Ce quatrième journal tenu par l'écrivain est la réalisation de ce cheminement intérieur, de cette quête de soi qui l'a porté pas à pas vers la délivrance, vers la source, vers la lumière.
La lecture d'oeuvres aussi hétéroclites qu'abondantes, des soufismes de Rûmî aux nouvelles de Carlson Mac Cullers, ont été les passerelles spirituelles fondamentales de son errance en pays mental.
Si les trois journaux précédents apparaissent plus sombres, porteurs de violence et de colère contenues, ce quatrième ouvrage autobiographique que l'on peut néanmoins lire indépendamment des autres, nous révèle un Charles Juliet serein et délivré, désormais en accord avec lui-même, un homme qui, au prix d'une totale remise en question de son être, a consenti enfin à ce qu'il était, à ce qui le définissait, un homme en pleine adhésion au monde et à lui-même.
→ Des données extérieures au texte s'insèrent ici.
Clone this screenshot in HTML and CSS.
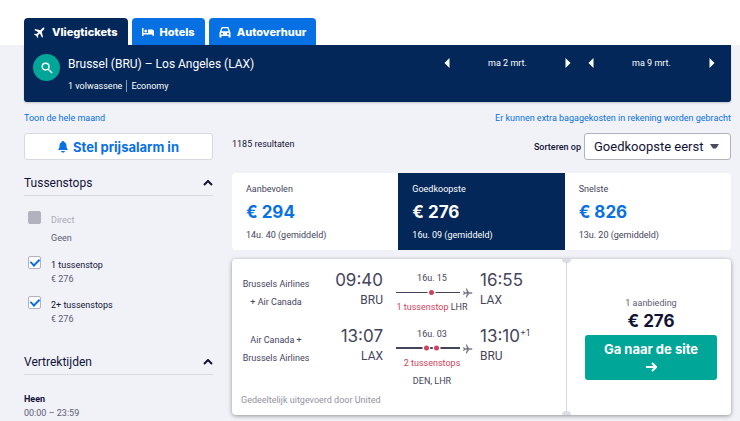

La bonté, la chaleur, la simplicité de l'auteur affleurent à chaque ligne dans ses plaisirs, ses goûts, ses penchants.
La peinture compte énormément, révélant la fibre sensible de son être ainsi qu'un oeil vif et nuancé sachant observer avec l'émotion nécessaire pour alimenter son monde intérieur.
Charles Juliet fait état d'une admiration pleine d'humilité pour les artistes - écrivains, peintres, sculpteurs - qui l'ont intellectuellement enrichi : Beckett, Hölderlin, Bram van Velde, Giacometti, Soulanges…
Pour certains de ses contemporains, il a créé de véritables liens d'une amitié solide basée sur la même soif d'ouverture et d'éveil : Christian Bobin, Philippe Jaccottet, le peintre lyonnais Truphémus…

Et puis, au fil de sa quête, Charles Juliet parle également de tous ces anonymes qu'il a su écouter et comprendre, pour qui ses livres ont fait l'effet d'une révélation et avec lesquels il entretient des correspondances soutenues; rencontres souvent fortuites, toujours bénéfiques, de personnes qui s'adressent à lui pour livrer leurs tourments, leurs désarrois, leur difficulté de vivre et de s'accomplir en ce monde.
Au-delà du grand écrivain qu'il incarne, les gens voient en lui un ami, un confident, car les sujets qu'il aborde les renvoient à eux-mêmes et à leurs troubles existentiels. A travers la voix de Charles Juliet, c'est alors la voix de toutes ces personnes inaptes à exprimer leurs pensées profondes, qui se fait entendre.

Le journal de Charles Juliet est ainsi un long cheminement que l'homme, d'une sensibilité à fleur de peau, capable d'être bouleversé aux larmes par la tristesse se lisant sur le visage d'un anonyme croisé dans la rue, nous invite à partager en sa compagnie.
Chacun de ses mots libère la réflexion, amène à s'interroger sur sa propre personne, à se trouver ou à se retrouver.
Un lien particulier se crée entre l'auteur et le lecteur, une proximité tissée fil à fil sur le canevas des mots, des confidences et des anecdotes, une forme d'amitié solide, chaleureuse, et également pour le lecteur, la reconnaissance envers l'homme-écrivain qui se dévoile et se met à nu dans l'expression même de son rapport à l'écriture.